Mit dem Projekt FLUTLICHT bietet das Jungenbüro Nürnberg ein seit 2020 vom Bayerischen Staatsministerium für Familie, Arbeit und Soziales gefördertes Beratungsangebot für sexuell grenzverletzende Kinder und Jugendliche aus dem nordbayerischen Raum an.
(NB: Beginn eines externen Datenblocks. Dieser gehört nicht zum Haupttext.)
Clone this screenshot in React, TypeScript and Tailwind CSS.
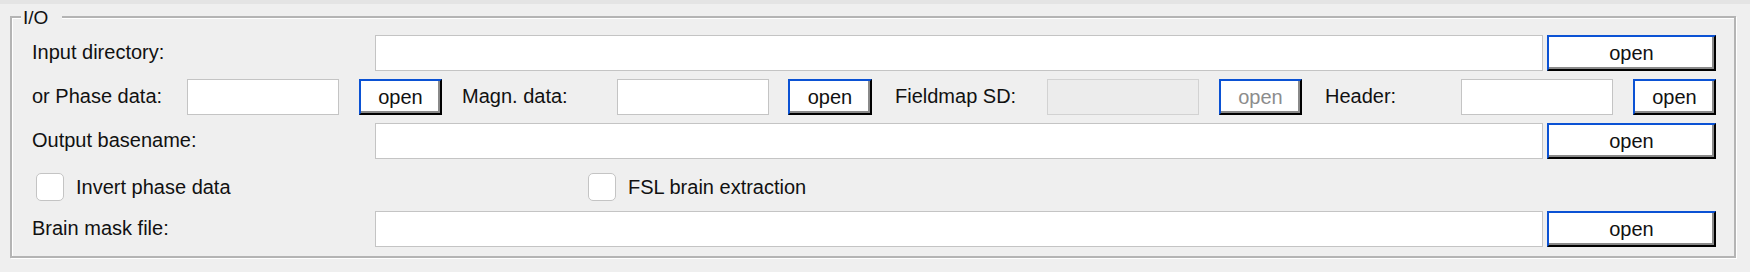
import React from 'react';

const font = { fontFamily: '"Liberation Sans", Arial, sans-serif' };

function OpenButton({ className = '', disabled = false }: { className?: string; disabled?: boolean }) {
  return (
    <button
      type="button"
      disabled={disabled}
      className={`h-[36px] shrink-0 border-2 border-t-[#0b52d4] border-l-[#0b52d4] border-r-black border-b-black bg-white text-[20px] leading-[20px] shadow-[inset_-2px_-2px_0_#8a8a8a] ${
        disabled ? 'text-[#8c8c8c]' : 'text-[#111]'
      } ${className}`}
    >
      open
    </button>
  );
}

function Field({ className = '', disabled = false }: { className?: string; disabled?: boolean }) {
  return (
    <input
      type="text"
      disabled={disabled}
      className={`h-[36px] shrink-0 border outline-none ${
        disabled ? 'border-[#d2d2d2] bg-[#ececec]' : 'border-[#c4c4c4] bg-white'
      } ${className}`}
    />
  );
}

function Label({ children, className = '' }: { children: React.ReactNode; className?: string }) {
  return <span className={`shrink-0 pb-[2px] text-[20px] leading-[20px] text-[#111] ${className}`}>{children}</span>;
}

function FileRow({ label }: { label: string }) {
  return (
    <div className="flex h-[36px] items-center">
      <Label className="w-[343px]">{label}</Label>
      <Field className="min-w-0 flex-1" />
      <OpenButton className="ml-[4px] w-[169px]" />
    </div>
  );
}

function Check({ label, className = '' }: { label: string; className?: string }) {
  return (
    <label className={`flex items-center gap-[12px] ${className}`}>
      <span className="h-[28px] w-[28px] rounded-[5px] border border-[#c4c4c4] bg-white" />
      <span className="text-[20px] leading-[20px] text-[#111]">{label}</span>
    </label>
  );
}

export default function App() {
  return (
    <div className="h-[272px] w-[1750px] overflow-hidden bg-[#efefef]" style={font}>
      <div className="h-[4px] bg-[#e4e4e4]" />
      <div className="relative ml-[10px] mt-[12px] h-[242px] w-[1726px] border-2 border-[#b4b4b4] pl-[20px] pr-[18px] pt-[17px] shadow-[1px_1px_0_#fff,inset_1px_1px_0_#fff]">
        <span className="absolute left-[9px] top-[-10px] w-[41px] bg-[#efefef] pl-[2px] text-[19px] leading-[19px] text-[#111]">
          I/O
        </span>

        <div className="flex flex-col gap-[8px]">
          <FileRow label="Input directory:" />

          <div className="flex h-[36px] items-center">
            <Label className="w-[155px]">or Phase data:</Label>
            <Field className="w-[152px]" />
            <OpenButton className="ml-[20px] w-[83px]" />

            <Label className="ml-[20px] w-[155px]">Magn. data:</Label>
            <Field className="w-[152px]" />
            <OpenButton className="ml-[19px] w-[84px]" />

            <Label className="ml-[23px] w-[152px]">Fieldmap SD:</Label>
            <Field className="w-[152px]" disabled />
            <OpenButton className="ml-[20px] w-[83px]" disabled />

            <Label className="ml-[23px] w-[136px]">Header:</Label>
            <Field className="w-[152px]" />
            <OpenButton className="ml-[20px] w-[83px]" />
          </div>

          <FileRow label="Output basename:" />
        </div>

        <div className="flex h-[52px] items-center pt-[3px]">
          <Check label="Invert phase data" className="ml-[4px] w-[552px]" />
          <Check label="FSL brain extraction" />
        </div>

        <FileRow label="Brain mask file:" />
      </div>
    </div>
  );
}
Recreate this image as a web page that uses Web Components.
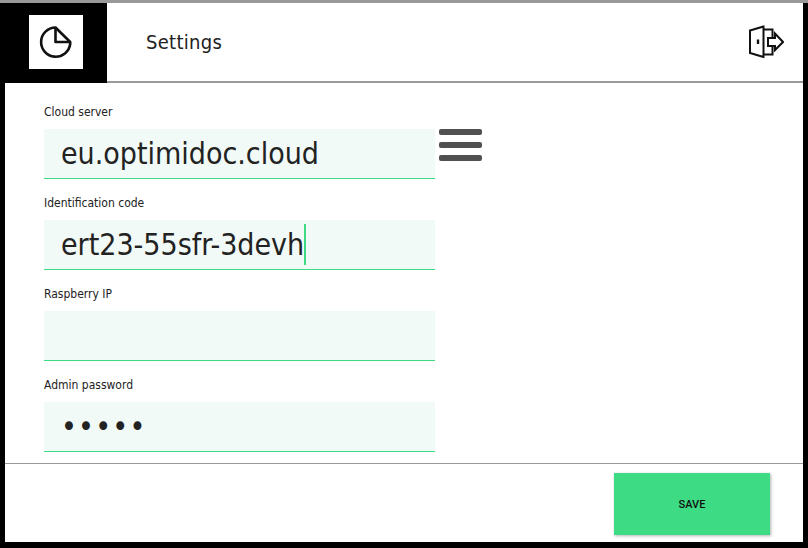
<!DOCTYPE html>
<html>
<head>
<meta charset="utf-8">
<title>Settings</title>
<style>
  html, body { margin: 0; height: 100%; background: #000; }
  body { font-family: "DejaVu Sans Condensed", "DejaVu Sans", sans-serif; overflow: hidden; }
</style>
</head>
<body>
<app-shell>
  <app-header slot="header" title="Settings"></app-header>
  <settings-field label="Cloud server" value="eu.optimidoc.cloud" menu></settings-field>
  <settings-field label="Identification code" value="ert23-55sfr-3devh" caret></settings-field>
  <settings-field label="Raspberry IP" value=""></settings-field>
  <settings-field label="Admin password" value="•••••" secret></settings-field>
  <save-button slot="footer">SAVE</save-button>
</app-shell>
<script>
class AppShell extends HTMLElement {
  constructor() {
    super();
    this.attachShadow({ mode: 'open' });
    this.shadowRoot.innerHTML = `
      <style>
        :host { display: flex; flex-direction: column; box-sizing: border-box; width: 808px; height: 548px; background: #000; padding: 0 5px 6px 5px; }
        .top { height: 3px; margin: 0 -5px; background: #999; flex: none; }
        .main { flex: 1; min-height: 0; background: #fff; overflow: hidden; padding: 16px 0 0 39px; display: flex; flex-direction: column; gap: 11px; }
        .foot { height: 79px; flex: none; background: #fff; border-top: 1px solid #999; box-sizing: border-box; display: flex; justify-content: flex-end; padding: 9px 33px 0 0; }
      </style>
      <div class="top"></div>
      <slot name="header"></slot>
      <div class="main"><slot></slot></div>
      <div class="foot"><slot name="footer"></slot></div>
    `;
  }
}

class AppHeader extends HTMLElement {
  constructor() {
    super();
    this.attachShadow({ mode: 'open' });
    this.shadowRoot.innerHTML = `
      <style>
        :host { display: flex; flex: none; height: 80px; margin: 0; background: #fff; border-bottom: 2px solid #999; box-sizing: border-box; align-items: stretch; }
        .brand { width: 102px; margin-bottom: -2px; background: #000; display: flex; align-items: center; justify-content: flex-start; padding-left: 24px; box-sizing: border-box; }
        .logo { width: 54px; height: 54px; background: #fff; display: flex; align-items: center; justify-content: center; margin-top: -2px; }
        .title { margin-left: 39px; font-size: 20px; line-height: 78px; color: #222; letter-spacing: .3px; flex: 1; }
        .exit { width: 36px; height: 36px; margin: 21px 19px 0 0; }
      </style>
      <div class="brand"><div class="logo">
        <svg width="34" height="34" viewBox="0 0 34 34" fill="none" stroke="#111" stroke-width="2.6" stroke-linejoin="round">
          <path d="M16.5 2.5 A14.6 14.6 0 1 0 31.2 19 L31.2 17 L16.5 2.5 Z" transform="translate(0 0)"/>
          <path d="M16.5 3 V17 H31"/>
        </svg>
      </div></div>
      <div class="title"></div>
      <svg class="exit" viewBox="0 0 36 36" fill="none" stroke="#111" stroke-width="2" stroke-linejoin="miter">
        <path d="M2 6.5 L15.5 2.5 V33 L2 29 Z"/>
        <path d="M15.5 5.5 H24.5 V13.5"/>
        <path d="M24.5 22 V30.5 H15.5"/>
        <path d="M20 14 H27 V9.5 L35 18 L27 26 V22 H20 Z"/>
        <path d="M10 15.5 V20" stroke-width="2.4"/>
      </svg>
    `;
    this.shadowRoot.querySelector('.title').textContent = this.getAttribute('title');
  }
}

class SettingsField extends HTMLElement {
  constructor() {
    super();
    this.attachShadow({ mode: 'open' });
    this.shadowRoot.innerHTML = `
      <style>
        :host { display: block; position: relative; flex: none; width: 391px; }
        label { display: block; font-size: 12px; line-height: 16px; height: 16px; margin-bottom: 9px; margin-top: 5px; color: #222; }
        .box { height: 50px; box-sizing: border-box; background: #f1faf6; border-bottom: 1px solid #3ddc84; padding-left: 17px; display: flex; align-items: center; font-size: 30px; color: #222; white-space: nowrap; }
        .caret { width: 2px; height: 41px; background: #3ddc84; margin-left: 0; }
        .secret { letter-spacing: 1.2px; font-size: 30px; }
        .menu { position: absolute; left: 395px; top: 30px; width: 43px; display: flex; flex-direction: column; gap: 7px; }
        .menu i { display: block; height: 6px; border-radius: 2px; background: #505050; }
      </style>
      <label></label>
      <div class="box"><span class="val"></span></div>
    `;
    const root = this.shadowRoot;
    root.querySelector('label').textContent = this.getAttribute('label');
    const val = root.querySelector('.val');
    val.textContent = this.getAttribute('value');
    if (this.hasAttribute('secret')) val.className = 'val secret';
    if (this.hasAttribute('caret')) {
      const c = document.createElement('span');
      c.className = 'caret';
      root.querySelector('.box').appendChild(c);
    }
    if (this.hasAttribute('menu')) {
      const m = document.createElement('div');
      m.className = 'menu';
      m.innerHTML = '<i></i><i></i><i></i>';
      root.appendChild(m);
    }
  }
}

class SaveButton extends HTMLElement {
  constructor() {
    super();
    this.attachShadow({ mode: 'open' });
    this.shadowRoot.innerHTML = `
      <style>
        :host { display: flex; width: 156px; height: 62px; align-items: center; justify-content: center; background: #3ddc84; color: #111; font: 500 11px Roboto, sans-serif; box-shadow: 1px 1px 3px rgba(0,0,0,.3); cursor: pointer; }
      </style>
      <slot></slot>
    `;
  }
}

customElements.define('app-shell', AppShell);
customElements.define('app-header', AppHeader);
customElements.define('settings-field', SettingsField);
customElements.define('save-button', SaveButton);
</script>
</body>
</html>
In einem längerfristig begleitenden Prozess zur Rückfallprophylaxe werden dabei im Einzelsetting mit den Klienten u.a. folgende Bausteine aktiv bearbeitet:
- Rekonstruktion des Tathergangs (Deliktorientierung)
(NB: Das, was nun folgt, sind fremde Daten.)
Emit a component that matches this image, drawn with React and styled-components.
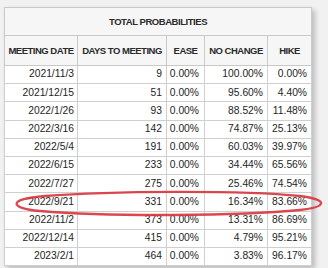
import React from "react";
import styled, { createGlobalStyle } from "styled-components";

const Global = createGlobalStyle`
  html, body { margin: 0; padding: 0; background: #f1f1f1; }
  body { width: 328px; height: 268px; overflow: hidden; }
`;

const Page = styled.div`
  position: relative;
  width: 328px;
  height: 268px;
  padding: 7px 0 0 4px;
  box-sizing: border-box;
  font-family: "Liberation Sans", Arial, sans-serif;
`;

const Table = styled.table`
  border-collapse: collapse;
  table-layout: fixed;
  width: 308px;
  background: #fff;
  border: 1px solid #b9b9b9;
  box-shadow: 3px 3px 5px rgba(0, 0, 0, 0.22);
`;

const TitleCell = styled.th`
  height: 27px;
  padding: 0;
  background: #f6f6f6;
  border: 1px solid #c9c9c9;
  color: #2a2a2a;
  font-size: 9.5px;
  font-weight: bold;
  letter-spacing: -0.45px;
  text-align: center;
  vertical-align: middle;
`;

const HeadCell = styled.th`
  height: 29px;
  padding: 0;
  background: #f6f6f6;
  border: 1px solid #c9c9c9;
  color: #2a2a2a;
  font-size: 9.5px;
  font-weight: bold;
  letter-spacing: -0.5px;
  text-align: center;
  white-space: nowrap;
  vertical-align: middle;
`;

const Cell = styled.td`
  height: 17.2px;
  padding: 0 ${(p) => p.$pad || 4}px 0 0;
  border: 1px solid #cfcfcf;
  color: #1e1e1e;
  font-size: 10.3px;
  text-align: right;
  white-space: nowrap;
  vertical-align: middle;
  line-height: 1;
`;

const Circle = styled.svg`
  position: absolute;
  left: 0;
  top: 0;
  pointer-events: none;
`;

const rows = [
  ["2021/11/3", "9", "0.00%", "100.00%", "0.00%"],
  ["2021/12/15", "51", "0.00%", "95.60%", "4.40%"],
  ["2022/1/26", "93", "0.00%", "88.52%", "11.48%"],
  ["2022/3/16", "142", "0.00%", "74.87%", "25.13%"],
  ["2022/5/4", "191", "0.00%", "60.03%", "39.97%"],
  ["2022/6/15", "233", "0.00%", "34.44%", "65.56%"],
  ["2022/7/27", "275", "0.00%", "25.46%", "74.54%"],
  ["2022/9/21", "331", "0.00%", "16.34%", "83.66%"],
  ["2022/11/2", "373", "0.00%", "13.31%", "86.69%"],
  ["2022/12/14", "415", "0.00%", "4.79%", "95.21%"],
  ["2023/2/1", "464", "0.00%", "3.83%", "96.17%"],
];

const widths = [73, 89, 38, 63, 44];
const pads = [3, 4, 5, 4, 4];

export default function App() {
  return (
    <Page>
      <Global />
      <Table>
        <colgroup>
          {widths.map((w, i) => (
            <col key={i} style={{ width: w }} />
          ))}
        </colgroup>
        <thead>
          <tr>
            <TitleCell colSpan={5}>TOTAL PROBABILITIES</TitleCell>
          </tr>
          <tr>
            <HeadCell>MEETING DATE</HeadCell>
            <HeadCell>DAYS TO MEETING</HeadCell>
            <HeadCell>EASE</HeadCell>
            <HeadCell>NO CHANGE</HeadCell>
            <HeadCell>HIKE</HeadCell>
          </tr>
        </thead>
        <tbody>
          {rows.map((r) => (
            <tr key={r[0]}>
              {r.map((v, i) => (
                <Cell key={i} $pad={pads[i]}>
                  {v}
                </Cell>
              ))}
            </tr>
          ))}
        </tbody>
      </Table>
      <Circle width="328" height="268" viewBox="0 0 328 268">
        <path
          d="M 40 211 C 8 208, 8 199, 45 196 C 110 191, 240 190, 300 196 C 330 200, 326 207, 300 210 C 240 216, 110 217, 40 211 Z"
          fill="none"
          stroke="#d8343d"
          strokeWidth="2.4"
          strokeOpacity="0.9"
        />
      </Circle>
    </Page>
  );
}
- Verantwortungsübernahme (Konfrontation)
- Auflösen von kognitiven Verzerrungen
- Einstellung/Wertehaltung (zum Geschehenen)
- Wahrnehmung der eigenen Täterstrategie(n)
- Wahrnehmung der Folgen für den/die Betroffene
- Eigene/fremde Grenzen erkennen und akzeptieren (Nähe-Distanz-Regulation)
- Förderung der Selbstkontrolle
- Aufbau eines positiven Selbstbilds
- Sexualbildung („legales und gesundes Sexualitätsverständnis“)
- Entwicklung und Erprobung alternativer/anti-manipulativer Verhaltensweisen
- Förderung allgemeiner sozialer Kompetenzen
- Zugang zu/Umgang mit Emotionen
- Empathiefähigkeit
Parallel zum grenzverletzenden Jungen arbeiten wir auch mit dem Eltern-/Bezugssystem, um eine Integration der Lerninhalte in den Alltag sowie eine Stabilisierung des gesamten Lebensumfelds zu gewährleisten.
Sexuell grenzverletzende/übergriffige Jungen können aus eigener Motivation heraus sowie aufgrund externen Drucks (Familie, Institution, im Rahmen des jugendgerichtlichen Strafverfahrens) in den FLUTLICHT-Beratungsprozess einsteigen.